High-resolution x-ray diffraction and transmission electron microscopy studies of InGaAs/InP superlattices grown by gas-source molecular beam epitaxy

Abstract

A three-crystal geometry has been used for high-resolution x-ray diffraction (XRD) along with lattice imaging transmission electron microscopy (TEM) to study two high-quality InGaAs/InP multiquantum well structures grown on (100) InP. These superlattices were prepared by gas-source molecular beam epitaxy using a computer controlled system and were found to have excellent optical properties. Cross-section TEM and the presence of sharp satellite reflections in the XRD profiles demonstrate very smooth interfaces with well-defined modulated structures which could be derived from a kinematic XRD step model. For one of these superlattices, excellent agreement between the step model and the measurements is obtained when the model assumes that each period consists only of the well and the barrier with ideally sharp interfaces.

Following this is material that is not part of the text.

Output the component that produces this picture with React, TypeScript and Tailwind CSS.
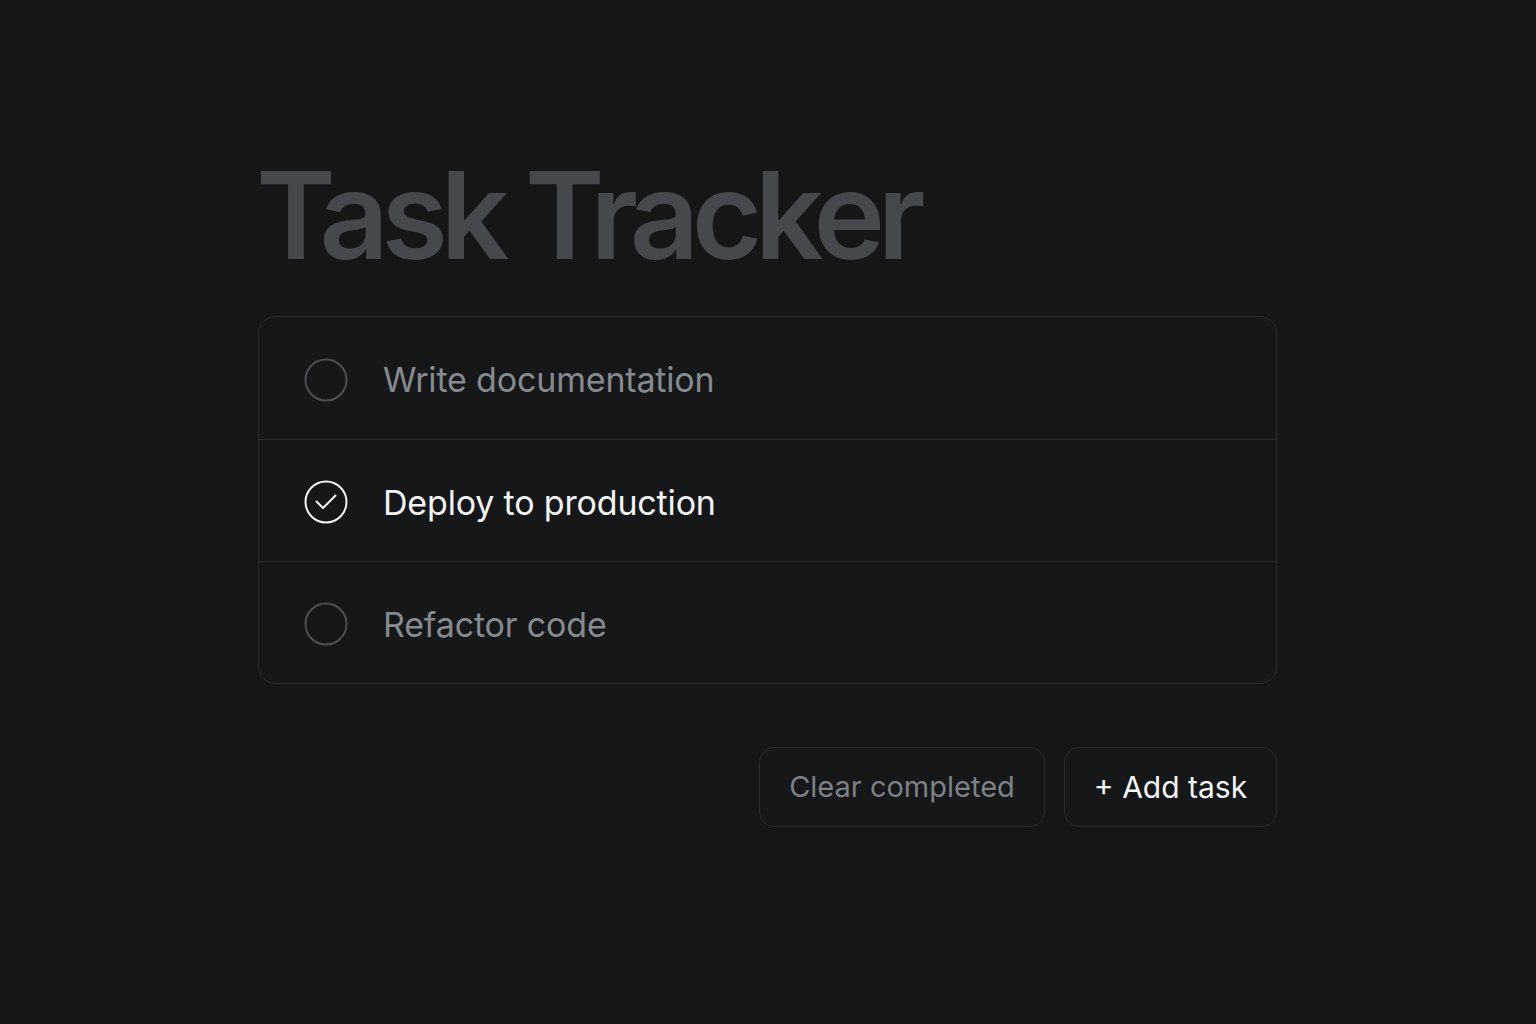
import React from "react";

const tasks = [
  { label: "Write documentation", done: false },
  { label: "Deploy to production", done: true },
  { label: "Refactor code", done: false },
];

function Circle({ done }: { done: boolean }) {
  return (
    <svg width="44" height="44" viewBox="0 0 44 44" className="shrink-0">
      <circle
        cx="22"
        cy="22"
        r="20.5"
        fill="none"
        stroke={done ? "#f2f3f4" : "#4b4e53"}
        strokeWidth="2"
      />
      {done && (
        <path
          d="M12.5 21.5 L19 28 L31.5 15.5"
          fill="none"
          stroke="#f2f3f4"
          strokeWidth="2"
          strokeLinecap="round"
          strokeLinejoin="round"
        />
      )}
    </svg>
  );
}

export default function App() {
  return (
    <div
      className="w-full h-[1024px] bg-[#151618] flex flex-col pl-[258px] pt-[140px]"
      style={{ fontFamily: "Inter, 'Noto Sans', sans-serif" }}
    >
      <h1 className="text-[121px] leading-[150px] font-semibold tracking-[-0.062em] text-[#45484c] ml-[-2px]">
        Task Tracker
      </h1>
      <div className="mt-[26px] w-[1019px] rounded-[17px] border border-[#2a2c30] bg-[#161719] flex flex-col">
        {tasks.map((t, i) => (
          <div
            key={t.label}
            className={`h-[122px] flex items-center pl-[45px] pt-[3px] gap-[35px] ${
              i > 0 ? "border-t border-[#2a2c30]" : ""
            }`}
          >
            <Circle done={t.done} />
            <span
              className={`text-[34px] tracking-[-0.005em] ${
                t.done ? "text-[#f2f3f4]" : "text-[#858a90]"
              }`}
            >
              {t.label}
            </span>
          </div>
        ))}
      </div>
      <div className="w-[1019px] flex justify-end gap-[19px] mt-[63px]">
        <button className="h-[80px] w-[286px] rounded-[15px] border border-[#2a2c30] bg-[#161719] text-[29px] text-[#7c8187] flex items-center justify-center">
          Clear completed
        </button>
        <button className="h-[80px] w-[213px] rounded-[15px] border border-[#2a2c30] bg-[#161719] text-[30px] text-[#f4f5f6] flex items-center justify-center">
          + Add task
        </button>
      </div>
    </div>
  );
}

For the other superlattice an additional approximately 9-Å-thick layer of approximate composition In0.47Ga0.53As0.985P0.015 had to be assumed on one side of each quantum well. This additional layer is attributed to substitution of ambient P for 1.5 at. % of the As during growth interruption and is easily eliminated. The comparison of these two structures demonstrates the extreme sensitivity of the high-resolution XRD method in conjunction with the step model to study very small modifications in superlattice characteristics.